3. Defendants have cited certain Federal regulations and ordinances of the city of Minneapolis, which prescribe standards for flammable products regarding labeling, ventilation, sources of ignition, and related topics.[2] They contend that the black-on-red label, which defendants allege was affixed to the can of Kut-Koat at the time of the fire, was in full compliance with these regulations and ordinances and that, therefore, they were not negligent as a matter of law. Even assuming that this particular label was affixed on the can in question, and there is evidence to the contrary, the fact that a person causing an accident has complied with a statute or ordinance regulating conduct under the circumstances is not conclusive that he was in the exercise of due care. 13B Dunnell, Dig. (3 ed.) § 6976(3). As stated in Prosser, Torts (4 ed.) § 35, p. 203:

"* * * The statutory standard is no more than a minimum, and it does not necessarily preclude a finding that the actor was negligent in failing to take additional precautions."

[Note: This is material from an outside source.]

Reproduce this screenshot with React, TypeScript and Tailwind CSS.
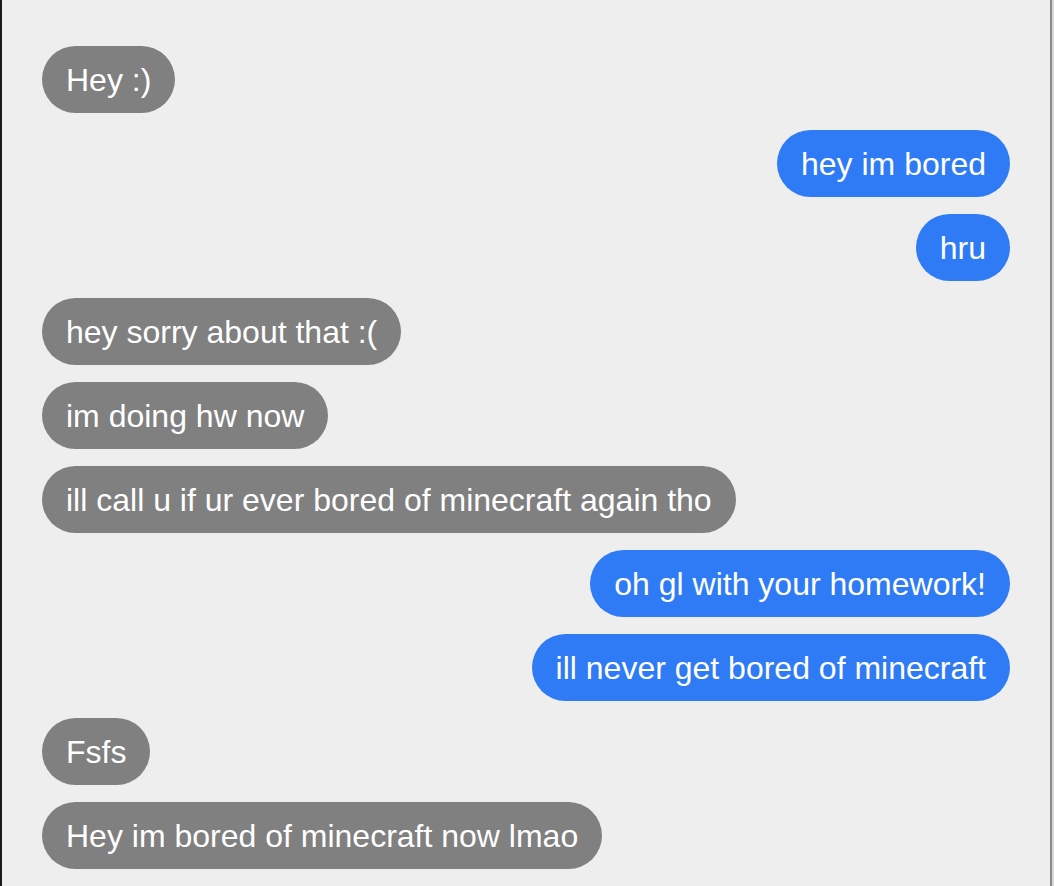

By the same reasoning, the failure to show that defendants were not in violation of an ordinance or statute does not preclude a finding of common-law negligence.

4. Defendants argue that the trial court erred in refusing to give several suggested instructions regarding the effect of the Federal regulations and municipal ordinances. We have reviewed the proposed instructions, as well as the instructions given by the trial court, and hold that the trial court adequately and properly instructed the jury and did not err in refusing to give the proposed instructions.

Affirmed.

NOTES

[1] Blasing's action was dismissed for failure to prove damages.

[2] 49 CFR § 173.405 (1973). Minneapolis Code of Ordinances, §§ 685.040 and 685.060. The Minneapolis ordinances were read to the jury by the trial court.